Issues to keep in mind
While taxpayers may perceive the arm’s length principle vs. formulary apportionment discussion as rather boring, they would be well advised to monitor the further developments closely. A paradigm change would leave no business model unaffected. Think about financial holding structures and any value chain centered on creating and utilizing intellectual property – applying formulary apportionment would have dramatic effect on the allocation of income. Government officials from countries that are hosting a lot of high value added activities based on intangibles as well as a small but highly qualified workforce should also be on the alert – formulary apportionment generally does not recognize or reward the impact of intangibles and a highly qualified workforce.

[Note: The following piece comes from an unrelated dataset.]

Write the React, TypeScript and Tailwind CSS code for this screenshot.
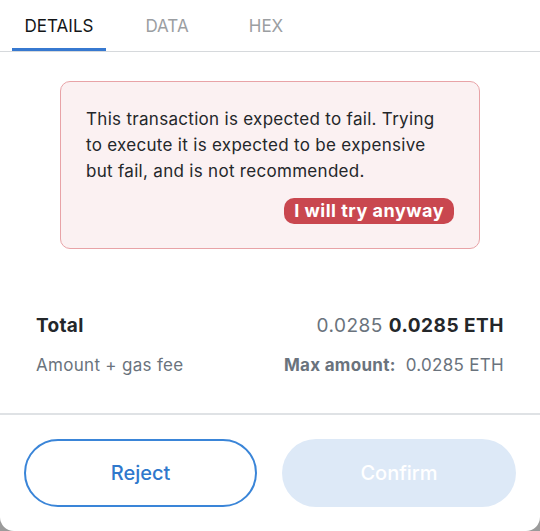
import type { ReactNode } from "react";

const font = { fontFamily: "Inter, 'Noto Sans', sans-serif" };

function Tab({ label, active, width }: { label: string; active?: boolean; width: string }) {
  return (
    <div
      className={`flex h-[51px] items-center justify-center border-b-[3px] pt-[5px] text-[17px] ${width} ${
        active ? "border-[#3779d0] text-[#141618]" : "border-transparent text-[#9b9ea2]"
      }`}
    >
      {label}
    </div>
  );
}

function Row({ left, right, className }: { left: ReactNode; right: ReactNode; className?: string }) {
  return (
    <div className={`flex items-center justify-between ${className ?? ""}`}>
      {left}
      {right}
    </div>
  );
}

export default function App() {
  return (
    <div className="h-[531px] w-[540px] bg-[#9b9b9b]" style={font}>
      <div className="flex h-full w-full flex-col rounded-b-[14px] bg-white">
        <div className="flex border-b border-[#d6d9dc] pl-3">
          <Tab label="DETAILS" active width="w-[94px]" />
          <Tab label="DATA" width="w-[122px]" />
          <Tab label="HEX" width="w-[76px]" />
        </div>

        <div className="mx-[60px] mt-[29px] flex h-[168px] flex-col rounded-[10px] border border-[#e8a3a7] bg-[#fbf1f2] px-[25px] pt-6">
          <p className="text-[17px] leading-[26px] tracking-[0.3px] text-[#24272a]">
            This transaction is expected to fail. Trying
            <br />
            to execute it is expected to be expensive
            <br />
            but fail, and is not recommended.
          </p>
          <div className="mt-[14px] flex justify-end">
            <button className="h-[26px] rounded-[10px] bg-[#c9474f] px-[10px] text-[18px] font-bold leading-[26px] tracking-[0.5px] text-white">
              I will try anyway
            </button>
          </div>
        </div>

        <div className="mt-[63px] px-9">
          <Row
            left={<span className="text-[19px] font-bold tracking-[0.3px] text-[#24272a]">Total</span>}
            right={
              <span className="text-[19px] tracking-[0.5px] text-[#6a737d]">
                0.0285 <span className="font-bold text-[#24272a]">0.0285 ETH</span>
              </span>
            }
          />
          <Row
            className="mt-[12px]"
            left={<span className="text-[17px] tracking-[0.3px] text-[#6a737d]">Amount + gas fee</span>}
            right={
              <span className="text-[17px] tracking-[0.3px] text-[#6a737d]">
                <span className="font-bold">Max amount:</span>
                <span className="ml-[10px]">0.0285 ETH</span>
              </span>
            }
          />
        </div>

        <div className="mt-[35px] border-t-2 border-[#dfe2e5]" />

        <div className="mt-[24px] flex gap-[25px] px-6">
          <button className="h-[68px] w-[233px] rounded-full border-2 border-[#3a85d8] text-[20px] font-medium text-[#2f78cc]">
            Reject
          </button>
          <button className="h-[68px] w-[234px] rounded-full bg-[#dde9f7] text-[20px] font-medium text-white">
            Confirm
          </button>
        </div>
      </div>
    </div>
  );
}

Coming back to the EU and making some predictions for 2016: In order to get a feeling for the intentions and political commitment of the legislators it is worthwhile to pay close attention to the wording adopted by the Commission. One idiosyncratic phrase utilized by the Commission in justifying the increased harmonization in implementing uniform anti-avoidance measures throughout Europe was the necessity to preserve the “common competitiveness” of the EU. A governmental body resorting to phrases like common competitiveness and introducing blank check GAAR provisions documents its willingness to do pretty much “whatever it takes” to reach its ultimate objective. A forceful push towards further tax harmonization in the EU and the implementation of various additional anti-avoidance measures, such as the External Strategy including a uniform European listing procedure for third countries not complying with the EU taxation code of conduct, are a foregone conclusion. The most intriguing question is arguably whether the re-launch of the CCCTB will generate sufficient political momentum to eventually achieve approval and implementation . Luckily this is not a forgone conclusion and it will all the more intriguing be exciting to watch – so, do not blink.